Cuando leí aquella esquela de ese hombre orgulloso del que había sido su trabajo pensé en la tienda del señor Matuschek, «justo en la esquina de las calles Andrassy con Balta, en Budapest, Hungría», el escenario de la película 'El bazar de las sorpresas'. Su director, Ernest Lubitsch, sabía mucho de tiendas, porque había crecido en el almacén de ropa que su padre, un emigrado ruso, creó en Berlín. Dicen que Lubitsch interpretaba todos los papeles de sus películas, y que su pericia actoral la entrenó tras aquel mostrador de la tienda familiar. Un dependiente no deja de manejar herramientas del actor: talento, persuasión, simulación, escucha. Lubitsch decía que nunca hizo una película en la que la atmósfera y los personajes fueran más reales que en esta.
En 'El bazar de las sorpresas' hay una historia de amor, pero la protagonista es la tienda en sí, el pedazo de vida que transcurre cada día, desde que suben hasta que bajan la persiana. Un comercio de artículos de cuero, de maletas, bolsos y carteras de «piel de cerdo de importación», todo un lujo para la época que refleja, el periodo de entreguerras, con millones de personas sin trabajo. El miedo a perder el empleo es definitivo para entender a los personajes. El dueño, Matuschek, es a ratos paternalista y a ratos despótico. Las horas extra son la norma, y despide por las bravas. Los empleados oscilan entre la mansedumbre y la adulación al dueño. Con todo, avanza la vida. Con su salario, Pirovitch mantiene a su pequeña familia. Ilona se compra una estola de zorro, que apenas puede permitirse. Pepi invita a cenar a una chica. Kralik y Klara se enamoran. En la víspera de Navidad, envuelven en papel de seda y atan con cordón decenas de paquetes. Y se alegran sinceramente de la buena caja con que cierran la jornada. Hasta el jefe tiene su epifanía y reconoce, en una escena magnífica, que la tienda y los empleados es lo más parecido a un hogar que ha tenido a lo largo de su vida.
El comercio en el que trabajó aquel hombre de la esquela estaba en Valladolid, y no en Budapest, pero seguro que allí también cuidaban lo que vendían, ordenaban una y otra vez las baldas, decoraban el escaparate por Navidad. Sería pueril añorar las condiciones de trabajo del pasado: avanzamos, pese a quien pese.

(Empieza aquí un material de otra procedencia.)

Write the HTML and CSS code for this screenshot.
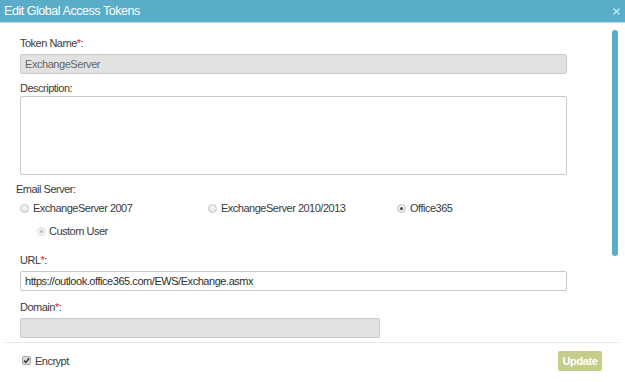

Pero considerar nuestro empleo poco más que una condena provisional hasta la jubilación, más que liberarnos nos convierte en una pieza triste del sistema. Apreciar tu trabajo es apreciarte a ti mismo. Sí, algunos trabajos pueden ser completamente inútiles, incluso un infierno. Pero otros, la mayoría, no serán el cielo, pero sí una oportunidad de ser útil, de aprender, de conocer a otros. También de recibir la nómina y alegrarte cuando llegan un par de días libres. Hoy, entre las lágrimas de cocodrilo de los que se lamentan por tener que fichar esta mañana porque la lotería pasó de largo, los buenos deseos navideños los dirijo a aquellos que han perdido su empleo, para que encuentren otro pronto. Como expresaba a la perfección uno de los trabajadores de Bimbo: «Me da igual hacer donuts que hamburguesas, lo importante es seguir».